Eliminating Phonelessness in Canada: Possible Approaches

  • These programs are generally funded by revenue-based charges levied on telecommunications companies, and to some extent by end-user surcharges.
  • In 2000, an estimated 5.9 m. US households paid reduced local rates under the Lifeline program. App. 10.6 m. low-income customers have benefited from the Link Up program since its inception in 1987.
  • prepaid local service is available in at least one state (Texas);
  • metered service is an alternative option in many states;
  • some states offer equipment subsidies for visually and hearing impaired customers.

In the UK, -local service is metered, and mobile service is very popular; -local phone companies are required to offer customers “the option of a more restricted package at low cost”; such services include incoming-only service (not popular), prepaid local service with access code, and a
“light user scheme” which is attractive for those making little use of local phone service;

  • service providers are also required to provide alternative payment options, including pre-payment options.

The impact of assistance programs on subscribership

Targeted subsidies in the USA appear to have had at least some success in raising penetration levels. A recent study concludes that the Lifeline program “has raised penetration rates and the sizes of the increases are related to the amount of assistance provided”.
While phonelessness in the UK has dropped significantly over the past two decades, it is difficult to attribute this to any particular cause.
Penetration rates in Canada appear not to have been affected by the minimal efforts made to date to facilitate subscribership in this country.

Lessons to date

Phonelessness is inextricably linked to income. Any program designed to combat phonelessness should therefore focus on low income households.
There are at least three different aspects of the affordability problem, each of which requires its own solution:

  • inability to afford the up-front costs of connection or reconnection;
  • inability to afford the ongoing cost of basic phone service; and
  • inability to control the use of one’s phone.

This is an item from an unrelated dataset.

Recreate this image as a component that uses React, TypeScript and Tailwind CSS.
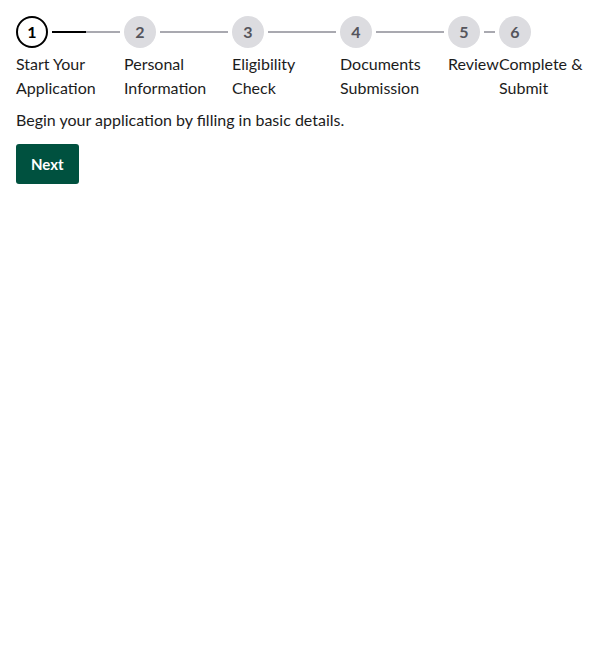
const STEPS = [
  { n: 1, label: ["Start Your", "Application"], w: "w-[108px]" },
  { n: 2, label: ["Personal", "Information"], w: "w-[108px]" },
  { n: 3, label: ["Eligibility", "Check"], w: "w-[108px]" },
  { n: 4, label: ["Documents", "Submission"], w: "w-[108px]" },
  { n: 5, label: ["Review"], w: "w-[51px]" },
  { n: 6, label: ["Complete &", "Submit"], w: "flex-1" },
];

export default function App() {
  return (
    <div className="min-h-screen bg-white p-4 text-[#1c1c1c] [font-family:Lato,'Liberation_Sans',sans-serif]">
      <ol className="flex">
        {STEPS.map((step, i) => {
          const active = i === 0;
          const last = i === STEPS.length - 1;
          return (
            <li key={step.n} className={`flex shrink-0 flex-col ${step.w}`}>
              <div className="flex items-center">
                <div
                  className={
                    active
                      ? "flex h-8 w-8 shrink-0 items-center justify-center rounded-full border-2 border-black bg-white text-base font-bold text-black"
                      : "flex h-8 w-8 shrink-0 items-center justify-center rounded-full bg-[#dcdce0] text-base font-bold text-[#55555c]"
                  }
                >
                  {step.n}
                </div>
                {!last && (
                  <div className="mx-1 flex h-0.5 flex-1 bg-[#a9a9b0]">
                    {active && <div className="h-full w-1/2 bg-black" />}
                  </div>
                )}
              </div>
              <div className="mt-1 text-base leading-6 whitespace-nowrap">
                {step.label.map((line) => (
                  <div key={line}>{line}</div>
                ))}
              </div>
            </li>
          );
        })}
      </ol>
      <p className="mt-2 text-base leading-6">Begin your application by filling in basic details.</p>
      <button className="mt-3 h-10 rounded-[3px] bg-[#00513f] px-[15px] text-[15px] font-bold text-white">
        Next
      </button>
    </div>
  );
}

Eliminating Phonelessness in Canada: Possible Approaches

The more generous the assistance, and the more effort that goes into promoting it, the more successful it will be in improving the affordability of phone service.
Challenges in designing and implementing a telephone assistance program in Canada
A preliminary challenge is a perception of many that no such program is needed in Canada, given our relatively high telephone penetration rates.
If the goal of the program is to close the phonelessness gap, rather than to make basic phone service more affordable for low income Canadians, a dilemma exists: making benefits available only to the phoneless will create a perverse incentive for subscribing households to disconnect.
If the goal is to make phone service more affordable for low income Canadians and to thereby bridge the phonelessness gap, the key challenge lies in targeting the program at those who need it while minimizing administrative costs.

Conclusions and Recommendations

In order to achieve the goal of truly universal telephone service in Canada, more effort is needed to close the phonelessness gap.
A program designed to reduce phonelessness cannot simply focus on the phoneless; it must focus on all those experiencing telephone affordability problems.
Lower-value, unsubsidized, “budget services” do not respond to the needs of all those experiencing affordability problems, and hence do not offer a full solution.
The two main options for funding a targeted subsidy program are (a) direct taxpayer-funded subsidies, or (b) a subsidy scheme administered via telephone companies, as in the USA. Providing subsidized service through telephone companies, rather than social assistance agencies, is likely to be the most efficient method.
Each of the three problems identified above (connection fees, monthly rate, toll bills) needs to be addressed if phonelessness in Canada is to be eliminated. Currently, only one of these three problems is being effectively addressed, through the CRTC-mandated toll restriction service. Statistics suggest that the other two problems are more significant, and therefore worthy of further attention.
Key elements of an effective program to combat phonelessness in Canada include:

  • income-based eligibility (self-certified), combined with automatic enrolment of social assistance recipients;
  • a variety of benefits designed to address each particular problem;
  • sufficiently generous benefits to attract non-subscribers;
  • ongoing promotional and outreach efforts; and -oversight by a multi-stakeholder Advisory Committee.